Fundraising and Update
01 May 2009 - 4:00PM
UK Regulatory
TIDMCTNO
RNS Number : 5562R
Cantono PLC
01 May 2009
Cantono PLC ("Cantono" or the "Company")
1 May 2009
Fundraising and Update
In the Chairman's Statement in the interim announcement made in February,
Shareholders were informed that the Company was looking at the best options in
order to maximize shareholder value. The Board has subsequently concluded that
the best means of achieving this is to seek to dispose of the Company's data
centre business which the Company and its advisers believe has significant
value. Advisers have been appointed to manage this process, and significant
preliminary interest has already been received from a number of parties. Any
such disposal would be subject to shareholders' approval in a general meeting.
The Company is pleased to announce that it has today set out the terms of a
further facility of up to GBP1.25m to underpin its working capital requirements
as set out below. An agreement has been reached for up to GBP890,000 under this
facility to be issued to institutional investors and Cantono's management.

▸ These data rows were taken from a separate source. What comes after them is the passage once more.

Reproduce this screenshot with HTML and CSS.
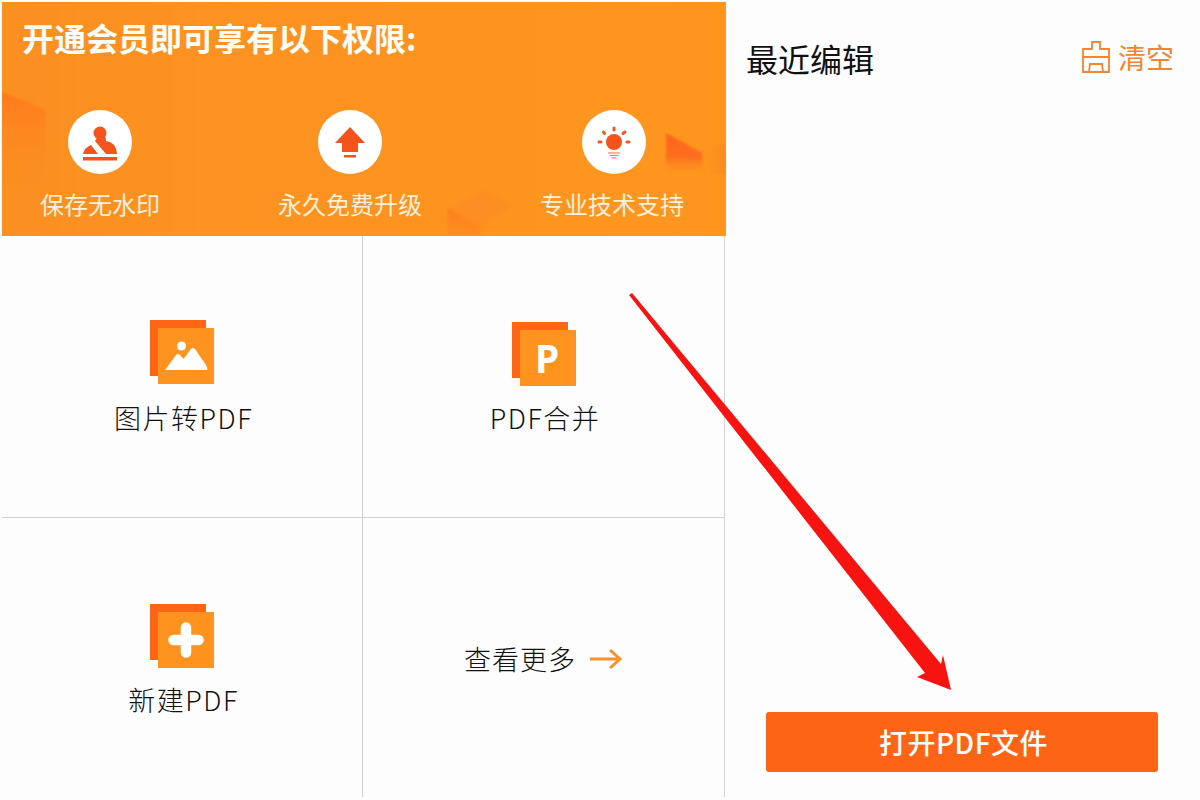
FILE: index.html
```html
<!DOCTYPE html>
<html lang="zh-CN">
<head>
<meta charset="utf-8">
<title>PDF</title>
<link rel="stylesheet" href="styles.css">
</head>
<body>
<div class="page">
  <main class="left">
    <section class="banner">
      <svg class="decor" width="724" height="234" viewBox="0 0 724 234">
        <defs>
          <linearGradient id="fadeA" x1="0" y1="0" x2="0" y2="1"><stop offset="0" stop-color="#ff7a1e"/><stop offset="1" stop-color="#fc8f22" stop-opacity="0"/></linearGradient>
          <linearGradient id="fadeB" x1="0" y1="0" x2="0" y2="1"><stop offset="0" stop-color="#ff641c"/><stop offset="0.6" stop-color="#ff6f1e"/><stop offset="1" stop-color="#fd8f20" stop-opacity="0"/></linearGradient>
          <linearGradient id="fadeC" x1="0" y1="0" x2="0" y2="1"><stop offset="0" stop-color="#ff7f20"/><stop offset="1" stop-color="#fe8d20"/></linearGradient>
          <linearGradient id="fadeD" x1="0" y1="0" x2="1" y2="0"><stop offset="0" stop-color="#fe9320" stop-opacity="0"/><stop offset="1" stop-color="#fe8a20"/></linearGradient>
        </defs>
        <path class="soft" d="M0 90 L44 108 V196 H0 Z" fill="url(#fadeA)"/>
        <path class="soft" d="M664 131 L700 151 V172 H664 Z" fill="url(#fadeB)"/>
        <path class="soft" d="M700 151 L724 141 V172 H700 Z" fill="url(#fadeD)"/>
        <path class="soft" d="M446 208 L480 188 L510 204 L479 224 V232 H446 Z" fill="#fd8e21"/>
        <path class="soft" d="M446 206 L479 226 V232 H446 Z" fill="url(#fadeC)"/>
      </svg>
      <h1 class="banner-title">开通会员即可享有以下权限:</h1>
      <ul class="perks">
        <li class="perk">
          <span class="perk-circle">
            <svg width="64" height="64" viewBox="0 0 64 64">
              <circle cx="32" cy="23" r="6.500" fill="#f4541c"/>
              <path d="M30 26 L37 23 L38 31 Q48 32 49 44 H38 L27 31 Z" fill="#f4541c"/>
              <path d="M15 44 Q16 38 23 35 L30 44 Z" fill="#f4541c"/>
              <path d="M15 47 H49 V50.500 H15 Z" fill="#f4541c"/>
            </svg>
          </span>
          <span class="perk-label">保存无水印</span>
        </li>
        <li class="perk">
          <span class="perk-circle">
            <svg width="64" height="64" viewBox="0 0 64 64">
              <path d="M32 17 L47 33 H40 V42 H24 V33 H17 Z" fill="#f4541c"/>
              <rect x="26" y="45" width="12" height="2.500" fill="#f4541c"/>
            </svg>
          </span>
          <span class="perk-label">永久免费升级</span>
        </li>
        <li class="perk">
          <span class="perk-circle perk-circle-shift">
            <svg width="64" height="64" viewBox="0 0 64 64">
              <circle cx="32" cy="32" r="8" fill="#f4541c"/>
              <g stroke="#f4541c" stroke-width="3" stroke-linecap="round">
                <path d="M32 18 V20"/>
                <path d="M21.500 22 L22.500 23.500"/>
                <path d="M43 22 L41 23.500"/>
                <path d="M17 32 H19"/>
                <path d="M45 32 H47"/>
              </g>
              <g stroke="#f7835a" stroke-width="1.200">
                <path d="M26 43 H38"/>
                <path d="M27.500 45.500 H36.500"/>
                <path d="M29.500 48 H34.500"/>
              </g>
            </svg>
          </span>
          <span class="perk-label">专业技术支持</span>
        </li>
      </ul>
    </section>
    <section class="tools">
      <a class="tool tool-a">
        <svg class="tool-icon" width="64" height="64" viewBox="0 0 64 64">
          <rect width="56" height="56" fill="#ff6514"/>
          <rect x="8" y="8" width="56" height="56" fill="#ff931f"/>
          <circle cx="31.500" cy="26" r="4.500" fill="#fff"/>
          <path d="M15.500 50 Q16 48 18 46 L26 35 Q28 33 30 35 L33.500 39 L41 29 Q43 27 45 29 L56 45 Q58 48 57 50 Z" fill="#fff"/>
        </svg>
        <span class="tool-label">图片转PDF</span>
      </a>
      <a class="tool tool-b">
        <svg class="tool-icon" width="64" height="64" viewBox="0 0 64 64">
          <rect width="56" height="56" fill="#ff6514"/>
          <rect x="8" y="8" width="56" height="56" fill="#ff931f"/>
          <text class="icon-letter" x="35" y="51" text-anchor="middle">P</text>
        </svg>
        <span class="tool-label tool-label-tight">PDF合并</span>
      </a>
      <a class="tool tool-c">
        <svg class="tool-icon" width="64" height="64" viewBox="0 0 64 64">
          <rect width="56" height="56" fill="#ff6514"/>
          <rect x="8" y="8" width="56" height="56" fill="#ff931f"/>
          <path d="M36 23.500 V48.500 M23.500 36 H48.500" stroke="#fff" stroke-width="10.500" stroke-linecap="round"/>
        </svg>
        <span class="tool-label tool-label-tight">新建PDF</span>
      </a>
      <a class="tool tool-more">
        <span class="tool-label tool-label-more">查看更多</span>
        <svg width="34" height="22" viewBox="0 0 34 22">
          <path d="M1 11 H31 M21 2 L31 11 L21 20" fill="none" stroke="#f7922a" stroke-width="3"/>
        </svg>
      </a>
    </section>
  </main>
  <aside class="recent">
    <header class="recent-head">
      <h2 class="recent-title">最近编辑</h2>
      <button class="clear">
        <svg width="28" height="32" viewBox="0 0 28 32">
          <path d="M10 8 V1 H18 V8 H27 V31 H1 V8 Z M1 16 H27 M7 31 L8 23 H20 L21 31" fill="none" stroke="#f28532" stroke-width="1.800"/>
        </svg>
        <span>清空</span>
      </button>
    </header>
    <button class="open">打开PDF文件</button>
  </aside>
  <svg class="pointer" width="1200" height="800" viewBox="0 0 1200 800">
    <polygon points="629,295 632,293 941,664 943,655 951,690 917,677 925,673" fill="#f71410"/>
  </svg>
</div>
</body>
</html>
```

FILE: styles.css
```css
* { box-sizing: border-box; }
html, body { margin: 0; padding: 0; }
body {
  width: 1200px;
  height: 800px;
  overflow: hidden;
  background: #fdfdfe;
  font-family: "Noto Sans CJK SC", "Noto Sans", sans-serif;
  color: #222;
}
.page {
  position: relative;
  display: flex;
  width: 1200px;
  height: 800px;
  padding: 2px 0 0 2px;
  overflow: hidden;
}
.left {
  width: 724px;
  flex: none;
  display: flex;
  flex-direction: column;
}
.banner {
  position: relative;
  height: 234px;
  flex: none;
  background: linear-gradient(90deg, #fb9022, #fe961e);
  color: #fff;
  overflow: hidden;
}
.decor { position: absolute; left: 0; top: 0; }
.soft { filter: blur(0.8px); }
.banner-title {
  position: relative;
  margin: 0;
  padding: 12px 0 0 20px;
  font-size: 32px;
  line-height: 46px;
  font-weight: 700;
  color: #fffdf8;
}
.perks {
  position: relative;
  display: flex;
  gap: 118px;
  margin: 50px 0 0;
  padding: 0 0 0 38px;
  list-style: none;
}
.perk {
  display: flex;
  flex-direction: column;
  align-items: center;
}
.perk-circle {
  display: block;
  width: 64px;
  height: 64px;
  border-radius: 50%;
  background: #fff;
}
.perk-circle svg { display: block; }
.perk-circle-shift { margin-left: 4px; }
.perk-label {
  margin-top: 12px;
  font-size: 24px;
  line-height: 36px;
  color: #fdf0dc;
  white-space: nowrap;
}
.tools {
  flex: 1;
  width: 723px;
  display: grid;
  grid-template-columns: 361px 362px;
  grid-template-rows: 282px 279px;
}
.tool {
  display: flex;
  flex-direction: column;
  align-items: center;
  border-right: 1px solid #d2d2d6;
}
.tool-a, .tool-b { border-bottom: 1px solid #d2d2d6; }
.tool-a { padding-top: 84px; }
.tool-b, .tool-c { padding-top: 86px; }
.tool-icon { display: block; }
.tool-label {
  margin: 16px 0 0 3px;
  font-size: 27px;
  line-height: 36px;
  font-weight: 300;
  letter-spacing: 1.500px;
  color: #111;
  white-space: nowrap;
}
.tool-label-tight { margin-top: 14px; }
.tool-more {
  flex-direction: row;
  justify-content: center;
  align-items: flex-start;
  gap: 13px;
  padding-top: 123px;
}
.tool-more .tool-label-more {
  margin: 0;
  font-size: 27px;
  letter-spacing: 1px;
}
.tool-more svg { margin-top: 7px; }
.icon-letter {
  font-family: "Noto Sans", sans-serif;
  font-size: 39px;
  font-weight: 700;
  fill: #fff;
}
.recent {
  flex: 1;
  display: flex;
  flex-direction: column;
}
.recent-head {
  display: flex;
  justify-content: space-between;
  align-items: flex-start;
  padding: 32px 26px 0 20px;
}
.recent-title {
  margin: 0;
  font-size: 32px;
  line-height: 48px;
  font-weight: 400;
  color: #111;
}
.clear {
  display: flex;
  align-items: center;
  gap: 8px;
  padding: 0;
  margin-top: 3px;
  border: 0;
  background: none;
  font: inherit;
  font-size: 28px;
  line-height: 40px;
  color: #f28532;
}
.clear svg { display: block; }
.open {
  margin: auto 42px 28px 40px;
  padding: 0 0 0 3px;
  height: 60px;
  flex: none;
  border: 0;
  border-radius: 3px;
  background: #fe6416;
  color: #fff;
  font: inherit;
  font-size: 28px;
  font-weight: 500;
  letter-spacing: 0.500px;
}
.pointer {
  position: absolute;
  left: 0;
  top: 0;
  pointer-events: none;
}
```
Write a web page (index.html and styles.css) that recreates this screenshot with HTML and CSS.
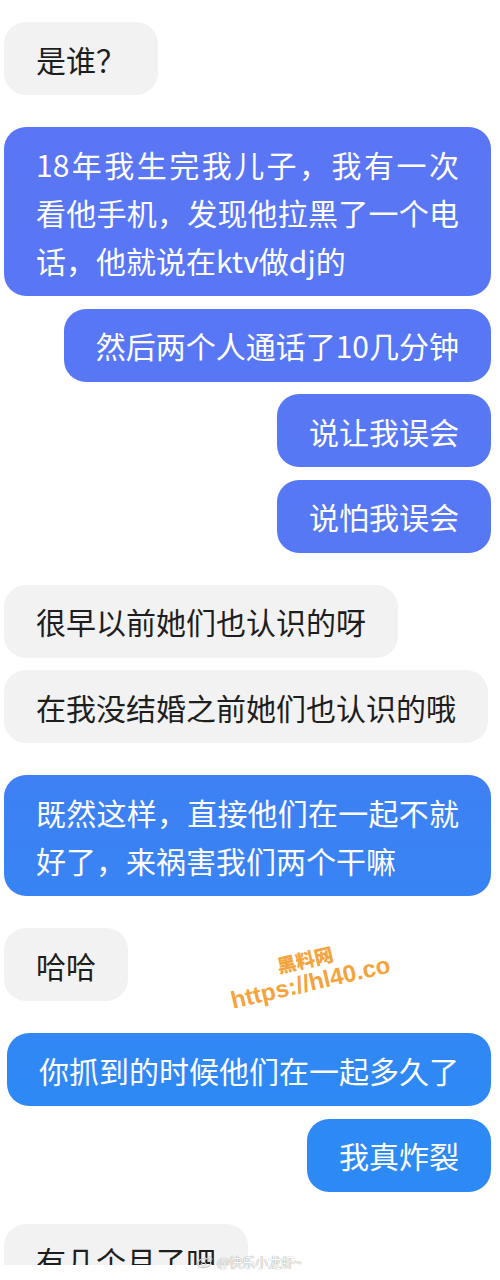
FILE: index.html
```html
<!DOCTYPE html>
<html lang="zh-CN">
<head>
<meta charset="utf-8">
<title>聊天记录</title>
<link rel="stylesheet" href="styles.css">
</head>
<body>
<div class="screen">
  <div class="chat">
    <div class="group left">
      <div class="bubble in">是谁？</div>
    </div>
    <div class="group right">
      <div class="bubble out">18年我生完我儿子，我有一次看他手机，发现他拉黑了一个电话，他就说在ktv做dj的</div>
      <div class="bubble out">然后两个人通话了10几分钟</div>
      <div class="bubble out">说让我误会</div>
      <div class="bubble out">说怕我误会</div>
    </div>
    <div class="group left">
      <div class="bubble in">很早以前她们也认识的呀</div>
      <div class="bubble in">在我没结婚之前她们也认识的哦</div>
    </div>
    <div class="group right">
      <div class="bubble out">既然这样，直接他们在一起不就好了，来祸害我们两个干嘛</div>
    </div>
    <div class="group left">
      <div class="bubble in">哈哈</div>
    </div>
    <div class="group right">
      <div class="bubble out">你抓到的时候他们在一起多久了</div>
      <div class="bubble out">我真炸裂</div>
    </div>
    <div class="group left">
      <div class="bubble in">有几个月了吧</div>
    </div>
    <div class="watermark">
      <div class="wm-name">黑料网</div>
      <div class="wm-url">https://hl40.co</div>
    </div>
  </div>
  <div class="footer">
    <div class="weibo">
      <svg class="weibo-logo" width="18" height="14" viewBox="0 0 18 14">
        <path d="M7.5 3.5C4 4.2 1.2 6.8 1.5 9.2c.3 2.4 3.7 3.8 7.3 3.3 3.7-.5 6.3-2.6 6-4.8-.2-1.3-1.3-1.7-2.2-1.9.4-1 .3-2-.6-2.2-.9-.2-2.3.4-2.3.4s.3-1.1-.3-1.1C9 2.9 8.2 3.3 7.5 3.5z" fill="none" stroke="#c9c9c9" stroke-width="1.2"/>
        <ellipse cx="7.6" cy="9.3" rx="2.6" ry="1.9" fill="none" stroke="#c9c9c9" stroke-width="1"/>
        <path d="M12.5 1.2c1.8.2 3.4 1.6 3.6 3.4M12.6 3c.9.1 1.6.8 1.7 1.6" fill="none" stroke="#c9c9c9" stroke-width="1"/>
      </svg>
      <span class="weibo-name">@快乐小龙虾~</span>
    </div>
  </div>
</div>
</body>
</html>
```

FILE: styles.css
```css
html, body {
  margin: 0;
  padding: 0;
  background: #ffffff;
}

.screen {
  width: 500px;
  height: 1280px;
  overflow: hidden;
  background: #ffffff;
}

.chat {
  position: relative;
  box-sizing: border-box;
  height: 1265px;
  overflow: hidden;
  padding: 22px 9px 0 4px;
  display: flex;
  flex-direction: column;
  gap: 32px;
}

.group {
  display: flex;
  flex-direction: column;
  gap: 12.5px;
}

.group.left {
  align-items: flex-start;
}

.group.right {
  align-items: flex-end;
}

.bubble {
  box-sizing: border-box;
  max-width: 487px;
  padding: 12.5px 32px;
  border-radius: 22px;
  font-family: "Noto Sans CJK SC", "Noto Sans", sans-serif;
  font-size: 30px;
  line-height: 48px;
  text-align: justify;
  word-break: break-all;
}

.bubble.in {
  background: #f2f2f3;
  color: #1e1e1e;
}

.bubble.out {
  color: #ffffff;
  background-color: #4a7ef4;
  background-image: linear-gradient(to bottom, #5b75f5 0px, #5678f5 560px, #3d81f4 790px, #2e89f5 1100px, #2c8af5 1280px);
  background-attachment: fixed;
}

.watermark {
  position: absolute;
  left: 222px;
  top: 948px;
  width: 172px;
  text-align: center;
  color: #f4a33d;
  transform: rotate(-13deg);
  font-weight: bold;
  line-height: 22px;
}

.wm-name {
  font-family: "Noto Sans CJK SC", sans-serif;
  font-size: 19px;
  font-weight: 900;
}

.wm-url {
  font-family: "Liberation Sans", Arial, sans-serif;
  font-size: 24px;
  font-weight: bold;
  line-height: 26px;
}

.footer {
  position: relative;
  height: 15px;
  background: #ffffff;
}

.weibo {
  position: absolute;
  left: 196px;
  top: -12px;
  display: flex;
  align-items: center;
  gap: 3px;
}

.weibo-name {
  font-family: "Noto Sans CJK SC", sans-serif;
  font-size: 13px;
  line-height: 18px;
  color: #ffffff;
  text-shadow: 0 0 1px #9a9a9a, 0 0 1px #9a9a9a;
}
```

Following the failure on 15th March of Xploite plc to pay to the Company the
deferred consideration due following the sale of Blue River Systems Limited,
your Board recognised the need to find an alternative source of working capital
and has raised the above facility primarily from the Company's institutional
shareholders, including the same institutions that supported the GBP2m
fundraising in December 2008. The Board is pleased by this further demonstration
of continuing support from the Company's institutional investors.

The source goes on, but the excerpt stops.